Blossom  v.  Railroad Company

THE Milwaukee and Chicago Railorad having mortgaged their railroad, and suit having been brought in the Federal court for Wisconsin, to foreclose the mortgage, a decree was obtained that the mortgaged premises should be sold at public auction, under the direction of the marshal, unless the mortgagors, previously to such sole, should pay to the complainants the sum of $254,175-the amount of the decree. The marshal, accordingly, offered the premises for sale on the 6th of June, 1862, but no bids being received, he adjourned it 'by direction of the complainant's solicitor,' to the 19th of the same month, at the same hour and place. At the time and place of adjournment he put up the premises again, and one Blossom bid $250,000 for them; this being the highest and best bid received at that time. Fearing that the property would be sacrificed, if the sale should be completed, the agent of the stockholders applied to the solicitors of the complainants, requesting that the sale might be postponed for a short time to enable the respondents to make some arrangements to pay the amount of the decree without a sale of the property. The solicitors gave such directions, and the marshal again adjourned the sale; the adjournment being to the 21st June-two days-and the marshal giving notice that at the expiration of this time the sale would be opened at the same hour and place, and with the bid of $250,000 already made by Blossom. During these two days the mortgagors made arrangements to pay the mortgage, but had not been able by the 21st to have the money actually in hand. The sale, after being opened, and after Blossom had increased his bid to the full amount of the mortgage debt-but no other bids being received-was again adjourned by direction of the complainant's solicitor; this adjournment being to the 1st October, 1862, and being also the second adjourn ment made by direction of the solicitor aforesaid, after the bid of $250,000 had been made. On this 1st October the sale was again opened, and by the same direction further adjourned till the 15th January, 1863; this being, of course, the third adjournment made by the same direction, and after Blossem's bid. Previous to this 15th January, however, the company had paid the amount of the decree, and the marshal by order of the complainant's solicitor discontinued the sale altogether.

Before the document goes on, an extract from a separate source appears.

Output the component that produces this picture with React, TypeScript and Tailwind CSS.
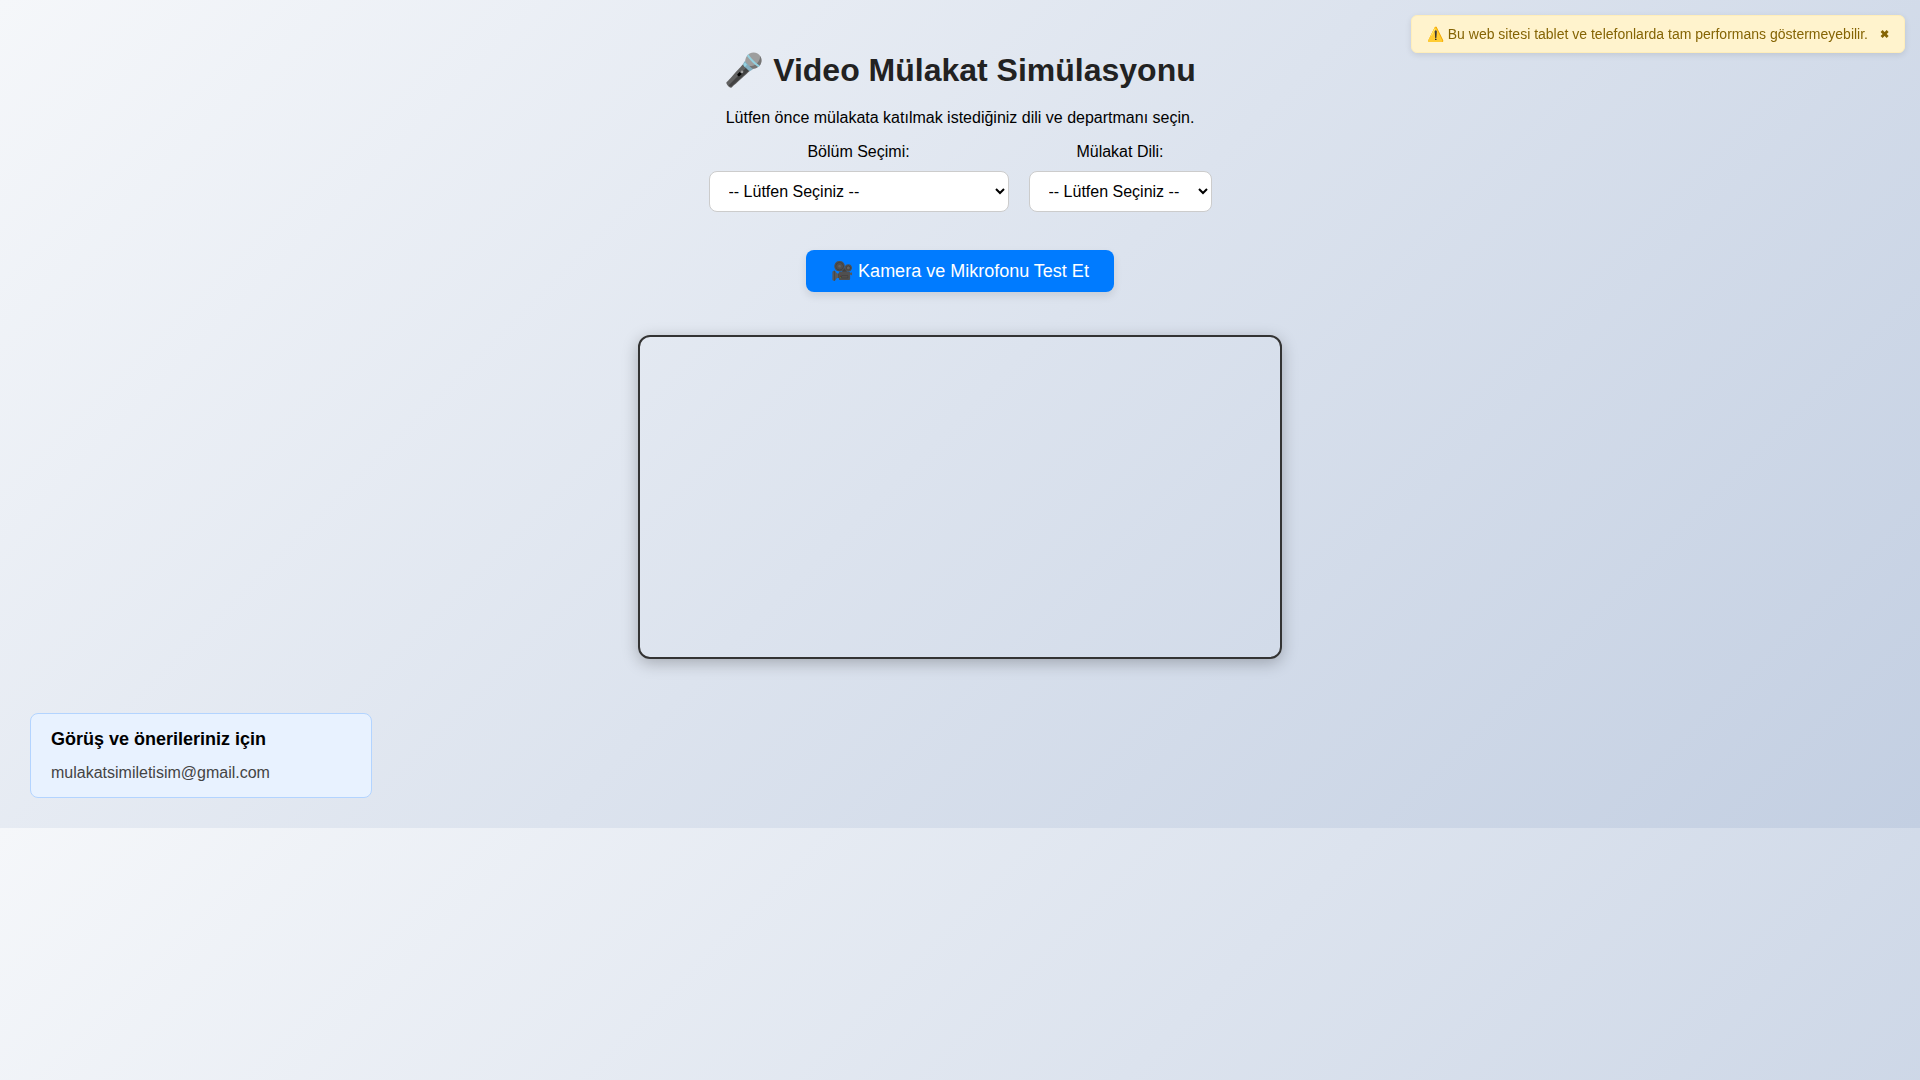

On the 9th October, 1862, Blossom, by petition to the court below-sworn to and stating that 'he made both bids in good faith, and has been ever since and now is ready to comply with his said bid, and hereby offers to bring that amount into court' applied to have the sale confirmed to him on his bid as increased to the full amount of the decree of foreclosure and sale, but the court denied the petition, and he appealed here.

It having been lately decided in this court, on a motion to dismiss his appeal, that he was entitled to be heard here, [1] his case now came on upon its merits.

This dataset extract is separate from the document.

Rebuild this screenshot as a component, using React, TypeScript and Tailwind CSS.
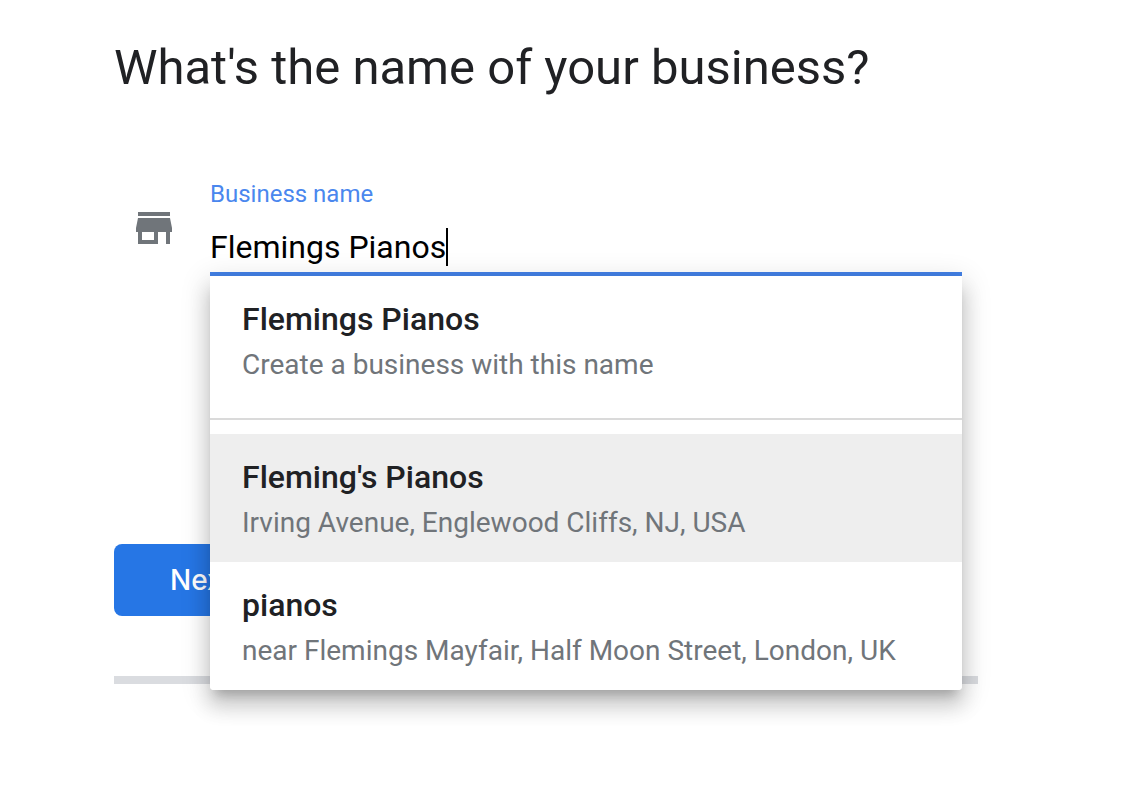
import React, { useState } from "react";

interface Suggestion {
  name: string;
  detail: string;
}

const PLACES: Suggestion[] = [
  { name: "Fleming's Pianos", detail: "Irving Avenue, Englewood Cliffs, NJ, USA" },
  { name: "pianos", detail: "near Flemings Mayfair, Half Moon Street, London, UK" },
];

export default function App() {
  const [name, setName] = useState("Flemings Pianos");
  const [active, setActive] = useState(0);

  return (
    <main className="min-h-screen bg-white px-[114px] pt-9 font-['Roboto',sans-serif]">
      <form className="max-w-[864px]" onSubmit={(e) => e.preventDefault()}>
        <h1 className="whitespace-nowrap text-[49px] leading-16 text-[#202124]">
          What's the name of your business?
        </h1>

        {/* Name field */}
        <div className="mt-[78px] flex pr-4">
          <div className="w-24 shrink-0 pt-[26px] pl-4">
            <StoreIcon />
          </div>
          <div className="relative flex-1">
            <label htmlFor="business-name" className="block text-[24px] leading-8 text-[#4a87ee]">
              Business name
            </label>
            <div className="mt-4 flex h-[50px] items-center border-b-4 border-[#4381e6] pb-1">
              <input
                id="business-name"
                type="text"
                autoComplete="off"
                value={name}
                onChange={(e) => setName(e.target.value)}
                className="field-sizing-content max-w-full bg-transparent text-[32px] leading-10 text-black caret-transparent outline-none"
              />
              <span className="h-[38px] w-0.5 bg-black" />
            </div>

            {/* Suggestions */}
            <div className="absolute inset-x-0 top-full z-10 rounded-b bg-white shadow-[0_10px_10px_-6px_rgba(0,0,0,0.2),0_16px_20px_2px_rgba(0,0,0,0.14),0_6px_28px_4px_rgba(0,0,0,0.12)]">
              <SuggestionRow name={name} detail="Create a business with this name" />
              <hr className="my-3.5 border-t-2 border-[#dadada]" />
              {PLACES.map((place, i) => (
                <SuggestionRow
                  key={place.name}
                  name={place.name}
                  detail={place.detail}
                  active={i === active}
                  onHover={() => setActive(i)}
                />
              ))}
            </div>
          </div>
        </div>

        <button
          type="submit"
          className="mt-[268px] block h-18 rounded-lg bg-[#2676e5] px-14 font-['Inter',sans-serif] text-[28px] leading-9 font-medium text-white"
        >
          Next
        </button>
        <div className="mt-15 h-2 bg-[#dadce0]" />
      </form>
    </main>
  );
}

interface RowProps extends Suggestion {
  active?: boolean;
  onHover?: () => void;
}

function SuggestionRow({ name, detail, active = false, onHover }: RowProps) {
  return (
    <button
      type="button"
      onMouseEnter={onHover}
      className={`flex h-32 w-full flex-col px-8 pt-[19px] text-left last:rounded-b ${active ? "bg-[#eeeeee]" : "bg-white"}`}
    >
      <span className="block w-full truncate text-[32px] leading-12 font-medium text-[#202124]">{name}</span>
      <span className="block w-full truncate text-[28px] leading-11 text-[#70757a]">{detail}</span>
    </button>
  );
}

function StoreIcon() {
  return (
    <svg viewBox="0 0 24 24" className="size-12 fill-[#70757a]" aria-hidden="true">
      <path d="M20 4H4v2h16V4zm1 10v-2l-1-5H4l-1 5v2h1v6h10v-6h4v6h2v-6h1zm-9 4H6v-4h6v4z" />
    </svg>
  );
}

Messrs. Cushing and Carpenter, for the appellant Blossom.

I. As to the effect of the bid: When this case was here before, the court said: 'A purchaser or a bidder at a master's sale in chancery subjects himself quoad hoc to the jurisdiction of the court, and can be compelled to perform his agreement specifically. It would seem that he must acquire a corresponding right to appear and claim at the hands of the court, such relief as the rules of equity proceedings entitle him to.'

What then are the rights which a purchaser, a stranger to the suit, acquires, by making a bon a fide bid, which he offers to give effect to by payment to the marshal?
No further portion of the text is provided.